One alternative to minimise regulatory disparities that remains underused is for trade disciplines on domestic regulation to incorporate international standards by reference. The intangibility of services and the idiosyncratic character of service transactions appears to be at odds with standardisation. In fact, standards are deep-rooted in specific sectors such as maritime transport, aviation, telecommunications, or tourism. More recently, there has been an explosion of standards for new ICT-enabled services and e-infrastructure. And given the unabated forces of technological innovation, the international fragmentation of production, and more demanding consumer behaviour, it is reasonable to expect the number of international standards on services to continue growing.

GATS references to international standards are minimal, particularly when compared with those included in the Technical Barriers to Trade (TBT) and Sanitary and Phytosanitary Measures (SPS) Agreements. Yet, the mandate to develop disciplines for domestic regulation offers an opportunity to further specify the criteria for the eligibility of “relevant” international standards and expand the role of such standards in disciplining domestic regulation without the need for treaty reform.
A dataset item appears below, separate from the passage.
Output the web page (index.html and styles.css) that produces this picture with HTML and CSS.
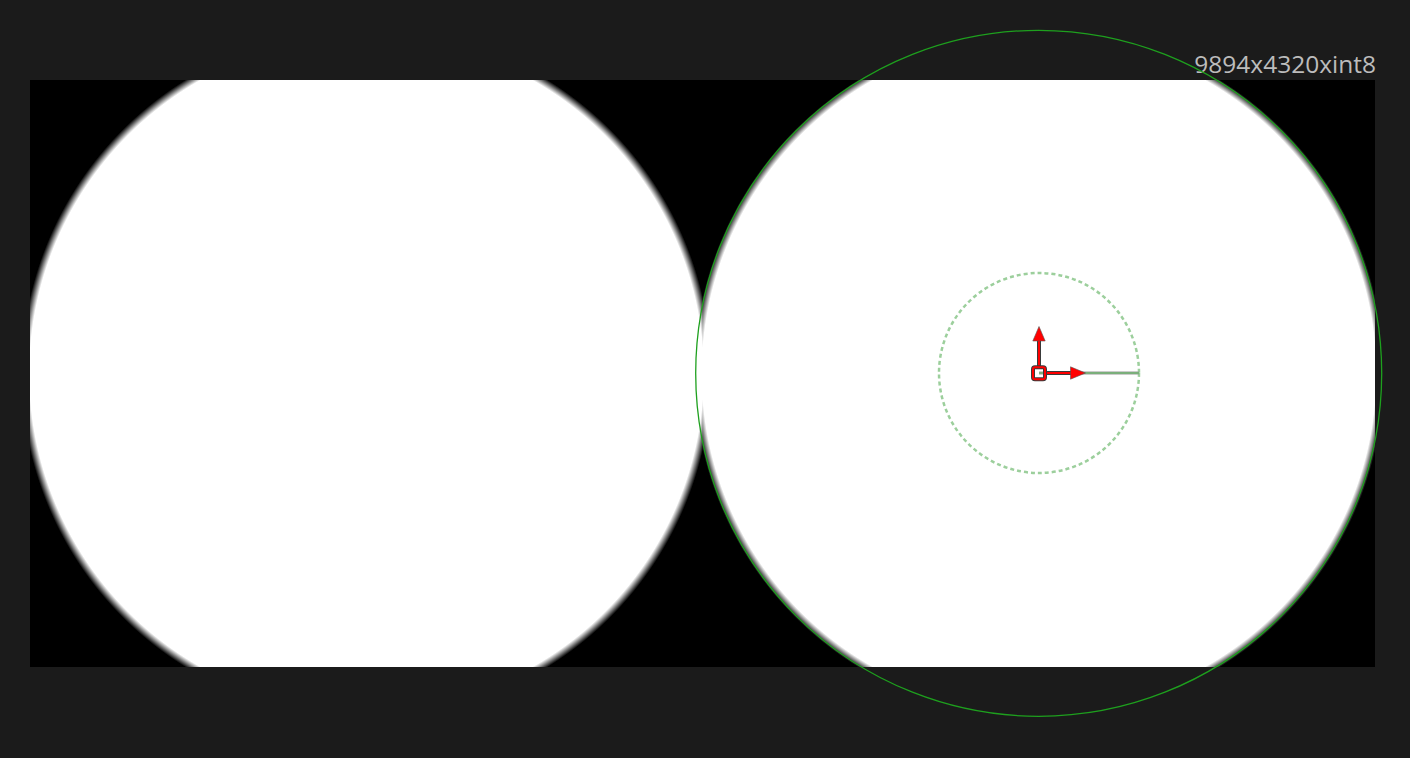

First, the GATS refers to “internationally recognized standards of relevant international organizations.” The latter are defined as “international bodies whose membership is open to the relevant bodies of at least all Members of the WTO.” A strict interpretation of the meaning of “standard” could fail to capture a growing body of principles, guidelines or recommendations which are not “standards” strictu sensu, but international regulatory benchmarks (e.g., Basel Committee’s Core Principles for Effective Banking Supervision or the OECD Guidelines on the Protection of Privacy and Transborder Flows of Personal Data). Similarly, placing too much emphasis on the degree of formality of the standard setting body, could exclude a growing body of relevant standards developed by non-state actors outside formal international organisations (e.g., standards developed by the World Wide Web Consortium (W3C) or Internet Engineering Task Force). To avoid these interpretative pitfalls, the disciplines on domestic regulation could identify ex ante some of these standards and set up sectoral committees tasked with the job to review their relevance on a regular basis.

Second, the role assigned to international standards in disciplining domestic regulations is negligible. Paragraph VI.5 (b) simply offers a weak incentive to apply such standards and only with respect to the application of licensing and qualification requirements and technical standards. Other domestic regulations such as prudential measures, data protection measures, and so forth remain off the hook. This extremely restrained use of international standards differs sharply from the TBT and SPS approaches, which impose an obligation on Members to use them as a basis for their technical regulations and sanitary or phytosanitary measures. They also include a rebuttable presumption of compliance with the necessity test for those measures, which conform to international standards, guidelines, or recommendations.

True, at the moment there is no political appetite for change. Proposals to enhance the role of international standards have failed to garner support, such as the Communication from Mexico and Switzerland, S/WPDR/W/32/Rev.1, 28/10/05. Yet, treaty making trends beyond the GATS show a different picture. Recent association agreements signed by the EU with Moldova and Georgia include a “best endeavour” commitment to apply internationally agreed standards for regulation and supervision in the financial services sector. The Japan and Australia FTA includes an obligation to take into account relevant international standards and criteria of relevant international bodies when adopting measures to protect the personal data of electronic commerce users. The Switzerland-China FTA offers an incentive to apply relevant international standards when adopting licensing requirements, qualification requirements and procedures and technical standards. Moreover, leaked drafts of the Trade in Services Agreement (TISA) Annexes on financial services, international maritime transport, telecommunications, electronic commerce, and domestic regulation include specific references to international standards.

At a time when traditional rule-making is stagnated, it makes sense to give international standards greater influence in disciplining Members’ right to regulate. It allows to tap into flourishing alternative regulatory machinery that can deliver regulatory outputs more responsive to market needs, adapt quicker to market changes and, ultimately, deal more efficiently and effectively with the regulatory challenges arising from the internationalisation of services transactions. It will place the GATS in a better position both to facilitate trade and be a conduit for high regulatory standards concerned with a wide range of public policy issues.

Gabriel Gari is a member of the E15 Expert Group on Services. He is a Senior Lecturer in International Economic Law at Queen Mary, University of London. This blog draws on a paper on GATS and International Standards on Services distributed to members of the E15 Expert Group on Services.